**Aim**
Lines containing the word "page" are to be located and copied.

━━ Data supplied

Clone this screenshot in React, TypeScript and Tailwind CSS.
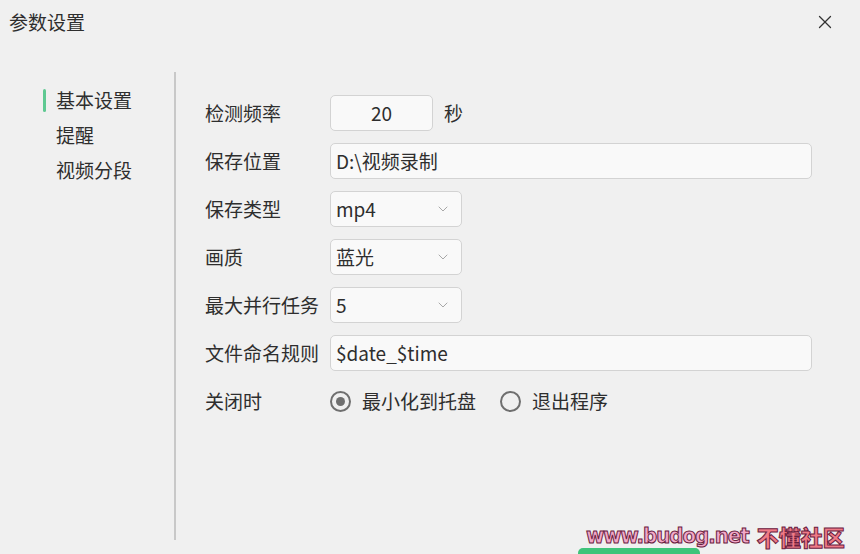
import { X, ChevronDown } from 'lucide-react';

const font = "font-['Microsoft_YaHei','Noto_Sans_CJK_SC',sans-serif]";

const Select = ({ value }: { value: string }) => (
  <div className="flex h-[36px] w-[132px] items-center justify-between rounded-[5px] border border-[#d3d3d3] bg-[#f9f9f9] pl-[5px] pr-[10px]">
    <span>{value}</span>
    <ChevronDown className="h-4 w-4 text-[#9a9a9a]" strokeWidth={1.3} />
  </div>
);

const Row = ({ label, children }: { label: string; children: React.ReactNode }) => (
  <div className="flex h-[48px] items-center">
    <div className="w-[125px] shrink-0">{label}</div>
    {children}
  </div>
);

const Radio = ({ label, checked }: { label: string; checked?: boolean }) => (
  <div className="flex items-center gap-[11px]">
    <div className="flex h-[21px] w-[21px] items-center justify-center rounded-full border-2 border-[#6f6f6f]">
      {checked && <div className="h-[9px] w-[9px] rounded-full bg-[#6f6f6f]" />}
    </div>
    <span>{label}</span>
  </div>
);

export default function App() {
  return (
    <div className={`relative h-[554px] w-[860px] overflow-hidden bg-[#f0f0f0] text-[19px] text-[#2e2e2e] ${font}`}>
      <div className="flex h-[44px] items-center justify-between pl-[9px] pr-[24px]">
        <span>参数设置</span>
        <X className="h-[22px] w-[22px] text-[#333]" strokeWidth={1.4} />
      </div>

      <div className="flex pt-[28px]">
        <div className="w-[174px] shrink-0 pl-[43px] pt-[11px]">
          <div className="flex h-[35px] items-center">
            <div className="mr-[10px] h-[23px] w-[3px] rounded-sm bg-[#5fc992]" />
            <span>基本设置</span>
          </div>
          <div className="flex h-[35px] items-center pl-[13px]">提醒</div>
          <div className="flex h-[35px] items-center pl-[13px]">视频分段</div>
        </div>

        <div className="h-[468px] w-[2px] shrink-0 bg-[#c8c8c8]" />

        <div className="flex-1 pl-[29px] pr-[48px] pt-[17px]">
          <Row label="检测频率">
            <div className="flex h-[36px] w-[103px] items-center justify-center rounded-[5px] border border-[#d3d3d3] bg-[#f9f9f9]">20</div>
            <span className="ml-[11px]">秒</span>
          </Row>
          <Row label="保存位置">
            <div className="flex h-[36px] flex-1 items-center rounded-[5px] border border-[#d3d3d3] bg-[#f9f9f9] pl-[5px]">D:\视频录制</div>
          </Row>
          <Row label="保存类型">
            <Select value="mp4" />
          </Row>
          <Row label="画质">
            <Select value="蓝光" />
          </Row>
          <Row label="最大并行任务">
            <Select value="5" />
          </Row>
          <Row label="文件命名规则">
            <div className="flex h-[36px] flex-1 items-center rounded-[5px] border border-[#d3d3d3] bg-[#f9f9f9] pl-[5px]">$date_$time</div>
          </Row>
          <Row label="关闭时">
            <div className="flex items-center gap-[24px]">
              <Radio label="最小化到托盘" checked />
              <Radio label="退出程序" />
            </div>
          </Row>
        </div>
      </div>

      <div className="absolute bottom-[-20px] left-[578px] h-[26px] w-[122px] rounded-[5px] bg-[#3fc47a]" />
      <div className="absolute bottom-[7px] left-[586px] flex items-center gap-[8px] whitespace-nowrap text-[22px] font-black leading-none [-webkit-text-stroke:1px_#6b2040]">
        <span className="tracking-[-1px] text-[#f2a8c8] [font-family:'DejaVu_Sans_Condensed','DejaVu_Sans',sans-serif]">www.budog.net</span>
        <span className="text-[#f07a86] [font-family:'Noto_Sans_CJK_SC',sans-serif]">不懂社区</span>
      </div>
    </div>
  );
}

━━━━
━━ Data supplied

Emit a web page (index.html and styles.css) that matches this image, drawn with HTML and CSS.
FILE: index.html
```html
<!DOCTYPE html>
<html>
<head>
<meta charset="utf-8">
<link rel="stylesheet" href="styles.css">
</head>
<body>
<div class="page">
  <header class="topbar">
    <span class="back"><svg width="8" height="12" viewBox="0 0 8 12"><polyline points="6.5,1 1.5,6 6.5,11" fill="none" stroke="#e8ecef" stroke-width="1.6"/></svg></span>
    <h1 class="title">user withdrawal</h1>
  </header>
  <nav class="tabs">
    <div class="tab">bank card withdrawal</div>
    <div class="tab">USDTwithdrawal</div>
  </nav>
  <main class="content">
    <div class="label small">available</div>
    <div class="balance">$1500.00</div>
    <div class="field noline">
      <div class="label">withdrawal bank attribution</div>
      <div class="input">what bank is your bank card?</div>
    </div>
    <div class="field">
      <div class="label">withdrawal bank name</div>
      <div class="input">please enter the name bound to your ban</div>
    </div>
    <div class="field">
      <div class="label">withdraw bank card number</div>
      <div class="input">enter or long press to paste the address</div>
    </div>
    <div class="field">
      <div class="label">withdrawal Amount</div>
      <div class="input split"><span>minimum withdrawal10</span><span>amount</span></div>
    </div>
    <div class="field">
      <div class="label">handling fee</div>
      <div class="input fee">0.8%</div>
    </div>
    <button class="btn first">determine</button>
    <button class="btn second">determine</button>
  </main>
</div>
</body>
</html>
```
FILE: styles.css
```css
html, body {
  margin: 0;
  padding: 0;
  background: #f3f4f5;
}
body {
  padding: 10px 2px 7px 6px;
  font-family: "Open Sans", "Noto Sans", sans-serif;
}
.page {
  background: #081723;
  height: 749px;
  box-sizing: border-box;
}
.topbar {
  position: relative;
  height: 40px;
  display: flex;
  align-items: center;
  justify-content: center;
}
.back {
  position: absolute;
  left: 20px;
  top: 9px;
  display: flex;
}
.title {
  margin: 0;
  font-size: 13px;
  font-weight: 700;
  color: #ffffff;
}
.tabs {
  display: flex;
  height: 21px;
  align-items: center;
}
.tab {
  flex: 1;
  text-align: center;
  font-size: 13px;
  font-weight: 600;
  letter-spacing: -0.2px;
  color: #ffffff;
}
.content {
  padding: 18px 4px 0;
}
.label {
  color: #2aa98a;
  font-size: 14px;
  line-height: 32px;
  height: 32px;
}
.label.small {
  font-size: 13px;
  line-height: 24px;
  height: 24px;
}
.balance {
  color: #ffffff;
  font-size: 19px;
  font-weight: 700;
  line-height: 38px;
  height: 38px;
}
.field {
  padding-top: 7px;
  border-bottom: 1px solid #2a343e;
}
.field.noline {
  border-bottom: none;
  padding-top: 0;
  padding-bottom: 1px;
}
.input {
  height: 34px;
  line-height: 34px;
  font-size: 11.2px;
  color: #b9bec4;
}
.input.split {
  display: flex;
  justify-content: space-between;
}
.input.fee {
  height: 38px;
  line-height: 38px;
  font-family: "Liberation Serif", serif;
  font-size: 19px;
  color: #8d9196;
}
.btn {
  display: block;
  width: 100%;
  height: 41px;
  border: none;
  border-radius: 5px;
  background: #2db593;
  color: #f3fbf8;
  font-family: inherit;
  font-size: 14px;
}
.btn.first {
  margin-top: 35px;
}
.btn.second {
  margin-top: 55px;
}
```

━━━━
━━ Data supplied

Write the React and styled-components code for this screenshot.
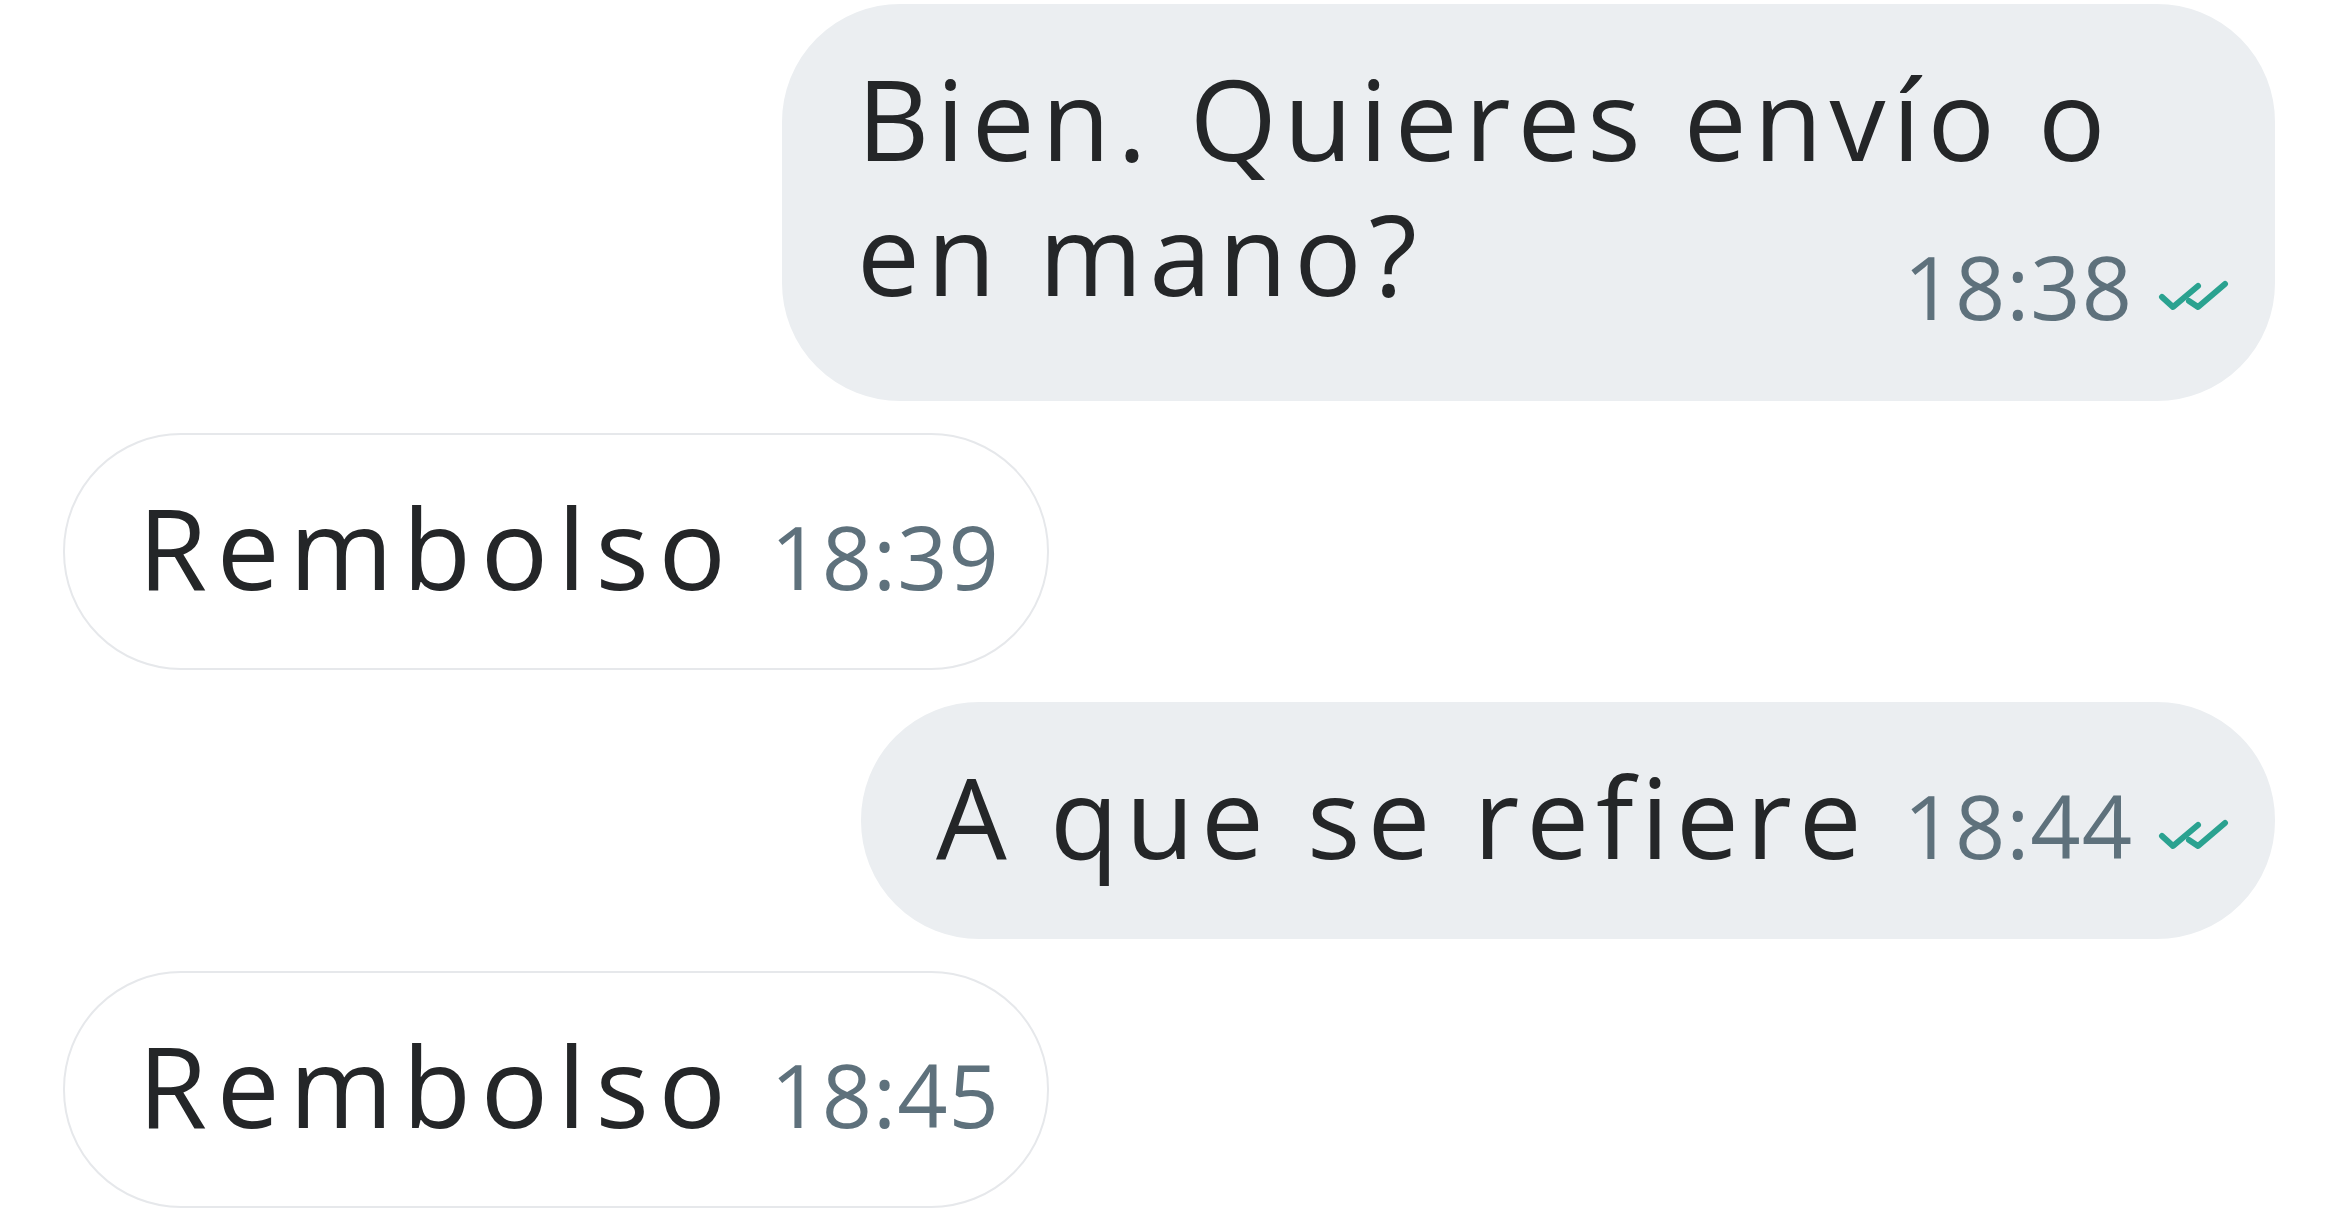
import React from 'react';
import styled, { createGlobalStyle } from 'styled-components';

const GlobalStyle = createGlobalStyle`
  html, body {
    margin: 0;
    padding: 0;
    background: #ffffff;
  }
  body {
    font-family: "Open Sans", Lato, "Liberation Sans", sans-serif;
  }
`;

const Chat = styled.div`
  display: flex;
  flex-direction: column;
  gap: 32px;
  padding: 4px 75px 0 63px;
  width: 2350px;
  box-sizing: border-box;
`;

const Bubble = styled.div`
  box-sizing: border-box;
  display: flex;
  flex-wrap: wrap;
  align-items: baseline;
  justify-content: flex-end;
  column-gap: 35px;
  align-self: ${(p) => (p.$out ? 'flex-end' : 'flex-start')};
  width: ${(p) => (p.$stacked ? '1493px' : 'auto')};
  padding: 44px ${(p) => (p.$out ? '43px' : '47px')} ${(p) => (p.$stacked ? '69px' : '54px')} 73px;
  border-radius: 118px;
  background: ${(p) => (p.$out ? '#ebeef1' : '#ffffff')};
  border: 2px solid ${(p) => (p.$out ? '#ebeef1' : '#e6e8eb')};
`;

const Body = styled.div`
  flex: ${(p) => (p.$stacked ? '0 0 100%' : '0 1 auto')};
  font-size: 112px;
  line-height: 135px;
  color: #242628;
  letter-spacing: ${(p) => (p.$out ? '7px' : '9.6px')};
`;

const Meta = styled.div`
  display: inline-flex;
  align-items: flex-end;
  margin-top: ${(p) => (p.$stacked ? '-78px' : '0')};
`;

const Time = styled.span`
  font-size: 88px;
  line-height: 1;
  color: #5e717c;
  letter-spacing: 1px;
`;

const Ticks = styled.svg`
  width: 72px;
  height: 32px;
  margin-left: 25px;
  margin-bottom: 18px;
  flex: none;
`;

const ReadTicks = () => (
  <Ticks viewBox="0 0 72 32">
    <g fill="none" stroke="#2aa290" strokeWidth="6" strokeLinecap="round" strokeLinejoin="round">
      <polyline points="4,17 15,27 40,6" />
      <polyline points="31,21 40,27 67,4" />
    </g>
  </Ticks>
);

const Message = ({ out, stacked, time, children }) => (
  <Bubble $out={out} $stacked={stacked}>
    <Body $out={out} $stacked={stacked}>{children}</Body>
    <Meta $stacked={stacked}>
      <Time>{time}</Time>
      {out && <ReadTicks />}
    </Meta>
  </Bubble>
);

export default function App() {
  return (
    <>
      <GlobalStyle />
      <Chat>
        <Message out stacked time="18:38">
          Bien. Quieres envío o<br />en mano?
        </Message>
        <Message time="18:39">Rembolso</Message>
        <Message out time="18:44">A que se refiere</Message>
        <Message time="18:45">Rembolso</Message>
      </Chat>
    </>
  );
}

━━━━

**Expected output**
Emit a web page (index.html and styles.css) that matches this image, drawn with HTML and CSS.
<div class="page">
.page {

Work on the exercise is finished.